Overall the situation seems to be, like so many other situations here, an eternal struggle, though it has been successful in bringing together a community that cannot watch East Jerusalem get taken from the arabs who live here. I was able to watch one of their meeting tonight and even through the language barrior it was a powerful thing to watch.  

Tomorrow night it is back to the hostel so that I can wake up early on Wednesday to be taken to Ramallah for training.  Hopefully it proves to be as interesting as last night, which was an evening spent discussing the cyclic and rather fickel political state of German fascist and anti-fascist movements with a group of German anti-fascists from a commune style city center in Germany(the eldest of whom was the spitting image of Karl Marx), among other things.  The conversation naturally shifted to the conflict, as I am sure most conversations held late night at the faisal hostel do.  

Well, that is all for now

Sunday, October 5, 2008

The Beginning

At a little before four am this morning I safely arrived at Tel Aviv airport. With shaking hands and sweaty palms I fully suspected a long and tedious few hours ahead of me. Fortunately or possibly unfortunately I was dead wrong.
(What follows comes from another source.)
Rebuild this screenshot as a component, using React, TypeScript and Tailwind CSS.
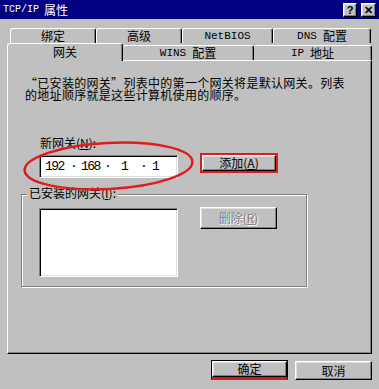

I was asked two simple questions at passport control and issued a stamp outside of my passport, a stamp which was taken from me only moments later and ripped up. It was at this point that I have now been made aware that I should have found the authorities who would issue me a more perminent form of my visa. Though instead I collected my bag and, like a fish in a stream left the airport with no issue. What followed was a taxi ride that, if it weren't already abundantly clear, made me aware of the fact that I indeed was in a very foreign place. After an hour and a half of close calls with death by car crash and much closer calls with extreme invasions of personal space with my nine fellow passengers I was dropped off a few blocks from Demascus gate, a point from which I was marginally successful in finding my hostel and much more successful in sleeping for a good portion of the day. I was able to get a hold of the people in my organization and they assured me that my visa dilemna was a common problem that would only mean a little bit longer at check points. I have since spent some time coming to these small random revelations while socializing with my fellow backpackers. I will be having a perfectly normal conversation, talking politics or travel logistics and be struck with awe of the people i am with or where I am. I certainly am in fast pursuit of beginning to fulfill that pocket of wonderlust that has occupied my brain for far too long. Tomorrow I leave to sleep the remaining two nights before my training in a house somewhere further into Old Jerusalem with fellow internationals, hopefully more later.